> [Your goal]
Write out the data below in full, unchanged, minus the images.

> [Data segment]
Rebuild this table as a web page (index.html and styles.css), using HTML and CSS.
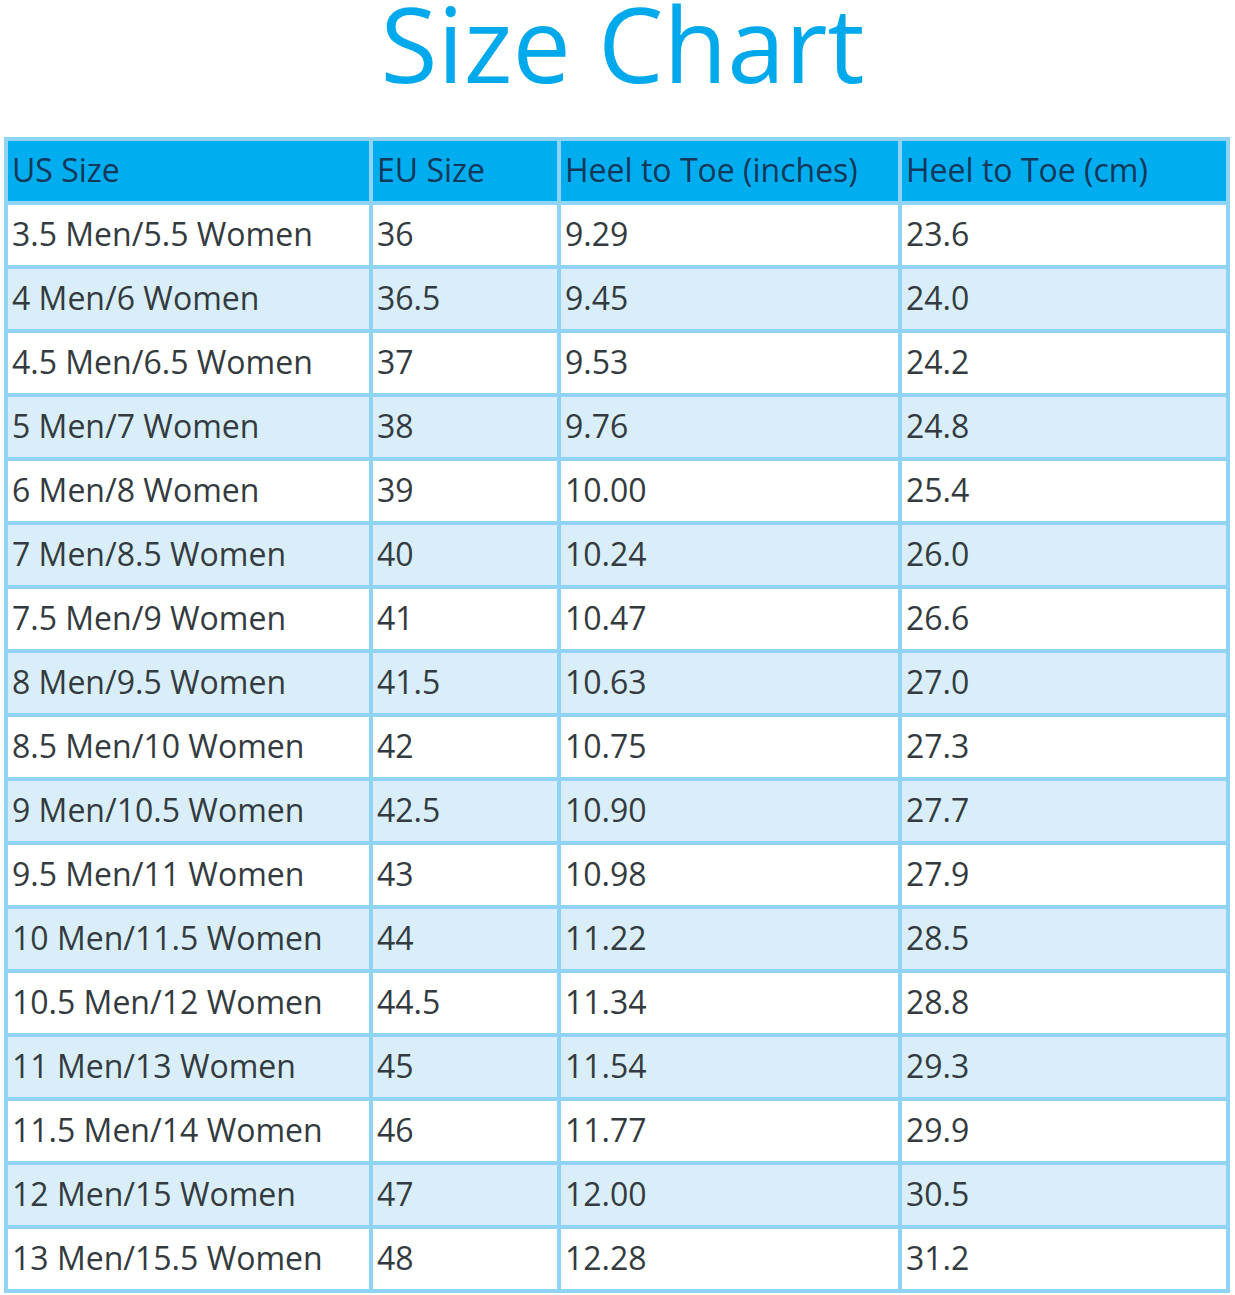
FILE: index.html
```html
<!DOCTYPE html>
<html lang="en">
<head>
<meta charset="utf-8">
<title>Size Chart</title>
<link rel="stylesheet" href="styles.css">
</head>
<body>
<h1 class="title">Size Chart</h1>
<table class="chart">
  <colgroup>
    <col class="c1"><col class="c2"><col class="c3"><col class="c4">
  </colgroup>
  <thead>
    <tr><th>US Size</th><th>EU Size</th><th>Heel to Toe (inches)</th><th>Heel to Toe (cm)</th></tr>
  </thead>
  <tbody>
    <tr><td>3.5 Men/5.5 Women</td><td>36</td><td>9.29</td><td>23.6</td></tr>
    <tr><td>4 Men/6 Women</td><td>36.5</td><td>9.45</td><td>24.0</td></tr>
    <tr><td>4.5 Men/6.5 Women</td><td>37</td><td>9.53</td><td>24.2</td></tr>
    <tr><td>5 Men/7 Women</td><td>38</td><td>9.76</td><td>24.8</td></tr>
    <tr><td>6 Men/8 Women</td><td>39</td><td>10.00</td><td>25.4</td></tr>
    <tr><td>7 Men/8.5 Women</td><td>40</td><td>10.24</td><td>26.0</td></tr>
    <tr><td>7.5 Men/9 Women</td><td>41</td><td>10.47</td><td>26.6</td></tr>
    <tr><td>8 Men/9.5 Women</td><td>41.5</td><td>10.63</td><td>27.0</td></tr>
    <tr><td>8.5 Men/10 Women</td><td>42</td><td>10.75</td><td>27.3</td></tr>
    <tr><td>9 Men/10.5 Women</td><td>42.5</td><td>10.90</td><td>27.7</td></tr>
    <tr><td>9.5 Men/11 Women</td><td>43</td><td>10.98</td><td>27.9</td></tr>
    <tr><td>10 Men/11.5 Women</td><td>44</td><td>11.22</td><td>28.5</td></tr>
    <tr><td>10.5 Men/12 Women</td><td>44.5</td><td>11.34</td><td>28.8</td></tr>
    <tr><td>11 Men/13 Women</td><td>45</td><td>11.54</td><td>29.3</td></tr>
    <tr><td>11.5 Men/14 Women</td><td>46</td><td>11.77</td><td>29.9</td></tr>
    <tr><td>12 Men/15 Women</td><td>47</td><td>12.00</td><td>30.5</td></tr>
    <tr><td>13 Men/15.5 Women</td><td>48</td><td>12.28</td><td>31.2</td></tr>
  </tbody>
</table>
</body>
</html>
```

FILE: styles.css
```css
html, body {
  margin: 0;
  padding: 0;
  background: #ffffff;
}

body {
  font-family: "Open Sans", "Noto Sans", sans-serif;
  width: 1235px;
}

.title {
  margin: 0;
  height: 137px;
  font-size: 104px;
  line-height: 86px;
  font-weight: 400;
  text-align: center;
  color: #00a9ec;
  padding-left: 10px;
}

.chart {
  margin-left: 4px;
  width: 1226px;
  table-layout: fixed;
  border-collapse: separate;
  border-spacing: 0;
  border-top: 4px solid #8fd4f4;
  border-left: 4px solid #8fd4f4;
}

.c1 { width: 365px; }
.c2 { width: 188px; }
.c3 { width: 341px; }
.c4 { width: 328px; }

.chart th,
.chart td {
  box-sizing: border-box;
  height: 64px;
  padding: 0 0 3px 4px;
  border-right: 4px solid #8fd4f4;
  border-bottom: 4px solid #8fd4f4;
  text-align: left;
  vertical-align: middle;
  font-size: 32px;
  font-weight: 400;
  white-space: nowrap;
  overflow: hidden;
}

.chart th {
  background: #00adef;
  color: #13385a;
}

.chart td {
  color: #333b40;
  background: #ffffff;
}

.chart tbody tr:nth-child(even) td {
  background: #d9eef8;
}
```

> [Expected output]
Rebuild this table as a web page (index.html and styles.css), using HTML and CSS.
FILE: index.html
```html
<!DOCTYPE html>
<html lang="en">
<head>
<meta charset="utf-8">
<title>Size Chart</title>
<link rel="stylesheet" href="styles.css">
</head>
<body>
<h1 class="title">Size Chart</h1>
<table class="chart">
  <colgroup>
    <col class="c1"><col class="c2"><col class="c3"><col class="c4">
  </colgroup>
  <thead>
    <tr><th>US Size</th><th>EU Size</th><th>Heel to Toe (inches)</th><th>Heel to Toe (cm)</th></tr>
  </thead>
  <tbody>
    <tr><td>3.5 Men/5.5 Women</td><td>36</td><td>9.29</td><td>23.6</td></tr>
    <tr><td>4 Men/6 Women</td><td>36.5</td><td>9.45</td><td>24.0</td></tr>
    <tr><td>4.5 Men/6.5 Women</td><td>37</td><td>9.53</td><td>24.2</td></tr>
    <tr><td>5 Men/7 Women</td><td>38</td><td>9.76</td><td>24.8</td></tr>
    <tr><td>6 Men/8 Women</td><td>39</td><td>10.00</td><td>25.4</td></tr>
    <tr><td>7 Men/8.5 Women</td><td>40</td><td>10.24</td><td>26.0</td></tr>
    <tr><td>7.5 Men/9 Women</td><td>41</td><td>10.47</td><td>26.6</td></tr>
    <tr><td>8 Men/9.5 Women</td><td>41.5</td><td>10.63</td><td>27.0</td></tr>
    <tr><td>8.5 Men/10 Women</td><td>42</td><td>10.75</td><td>27.3</td></tr>
    <tr><td>9 Men/10.5 Women</td><td>42.5</td><td>10.90</td><td>27.7</td></tr>
    <tr><td>9.5 Men/11 Women</td><td>43</td><td>10.98</td><td>27.9</td></tr>
    <tr><td>10 Men/11.5 Women</td><td>44</td><td>11.22</td><td>28.5</td></tr>
    <tr><td>10.5 Men/12 Women</td><td>44.5</td><td>11.34</td><td>28.8</td></tr>
    <tr><td>11 Men/13 Women</td><td>45</td><td>11.54</td><td>29.3</td></tr>
    <tr><td>11.5 Men/14 Women</td><td>46</td><td>11.77</td><td>29.9</td></tr>
    <tr><td>12 Men/15 Women</td><td>47</td><td>12.00</td><td>30.5</td></tr>
    <tr><td>13 Men/15.5 Women</td><td>48</td><td>12.28</td><td>31.2</td></tr>
  </tbody>
</table>
</body>
</html>
```

FILE: styles.css
```css
html, body {
  margin: 0;
  padding: 0;
  background: #ffffff;
}

body {
  font-family: "Open Sans", "Noto Sans", sans-serif;
  width: 1235px;
}

.title {
  margin: 0;
  height: 137px;
  font-size: 104px;
  line-height: 86px;
  font-weight: 400;
  text-align: center;
  color: #00a9ec;
  padding-left: 10px;
}

.chart {
  margin-left: 4px;
  width: 1226px;
  table-layout: fixed;
  border-collapse: separate;
  border-spacing: 0;
  border-top: 4px solid #8fd4f4;
  border-left: 4px solid #8fd4f4;
}

.c1 { width: 365px; }
.c2 { width: 188px; }
.c3 { width: 341px; }
.c4 { width: 328px; }

.chart th,
.chart td {
  box-sizing: border-box;
  height: 64px;
  padding: 0 0 3px 4px;
  border-right: 4px solid #8fd4f4;
  border-bottom: 4px solid #8fd4f4;
  text-align: left;
  vertical-align: middle;
  font-size: 32px;
  font-weight: 400;
  white-space: nowrap;
  overflow: hidden;
}

.chart th {
  background: #00adef;
  color: #13385a;
}

.chart td {
  color: #333b40;
  background: #ffffff;
}

.chart tbody tr:nth-child(even) td {
  background: #d9eef8;
}
```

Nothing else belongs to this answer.